To address rental market challenges, solutions should focus on housing supply including maximising the utilisation of existing homes and constructing quality built new ones of the right size in targeted areas.
“Unfortunately, the outlook for new housing is not positive with the number of new dwellings being approved continuing to decline,” Mr Tiller said.
“High construction costs, a shortage of skilled tradespeople and increased financing costs have put pressure on developers’ and builders’, leading to a slowdown in construction times and a number of high-profile insolvencies.”
The LJ Hooker Group has devised six strategies for increasing much-needed supply, these include:
- Governments can directly fund or build homes, acting as developers or financing private developers to build new homes. This would ensure a constant and consistent supply of homes being built, particularly in softer periods of the market cycle where the construction and selling of new homes are not financially viable for private developers.
- Increasing the supply of social, community and affordable housing is required particularly in the less affordable inner-city areas and rapidly growing regional markets.
- Planning and development incentives should align new housing supply with population growth, prioritising locations with tight labour markets and low rental vacancies.
- Incentivising long-term leases to provide security and stability for tenants. Landlords could be encouraged to offer multi-year leases, similar to commercial properties, spanning three, five, seven or 10 years. Special clauses, such as a make-good clause, could be added allowing tenants to change the interior as long as the property was returned to its original condition on the expiry of the lease.
- Increase build-to-rent incentives for large-scale builders and institutions to construct rental accommodations specifically to rent.
- Balancing short-term accommodation with the need for permanent long-term housing in regional ‘tourism’ centres.
The LJ Hooker Group believes to ensure a sustainable and equitable rental market, it is crucial to adopt a comprehensive approach that addresses the underlying factors of rental market challenges.

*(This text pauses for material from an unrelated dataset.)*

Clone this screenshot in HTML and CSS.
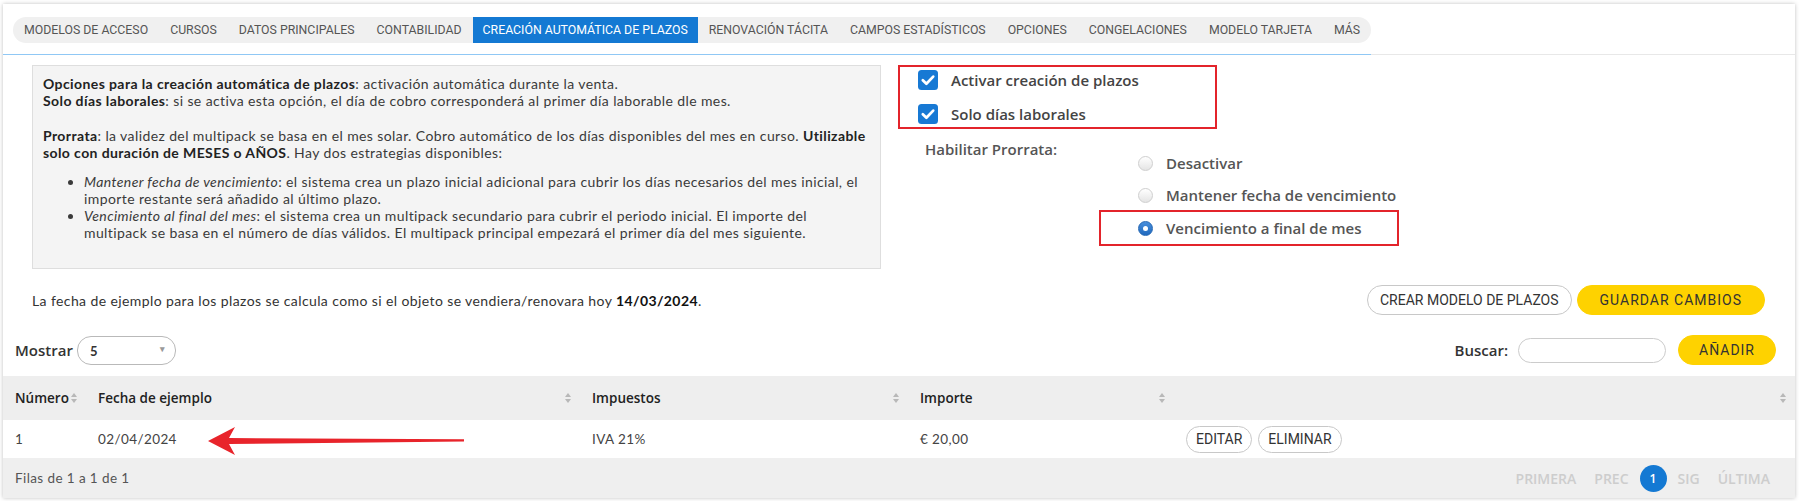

Solutions such as rental freezes and rental caps, which have been discussed as solutions, would provide shorter-term relief for tenants but come with longer-term negative consequences that need to be considered.
Such options would disincentivise landlords from offering long-term leases or renewing existing ones, reducing the security of tenure that many tenants seek.
“Both these options also discourage landlords from investing in property maintenance and improvements, potentially leading to declining rental property quality over time,” Mr Tiller said.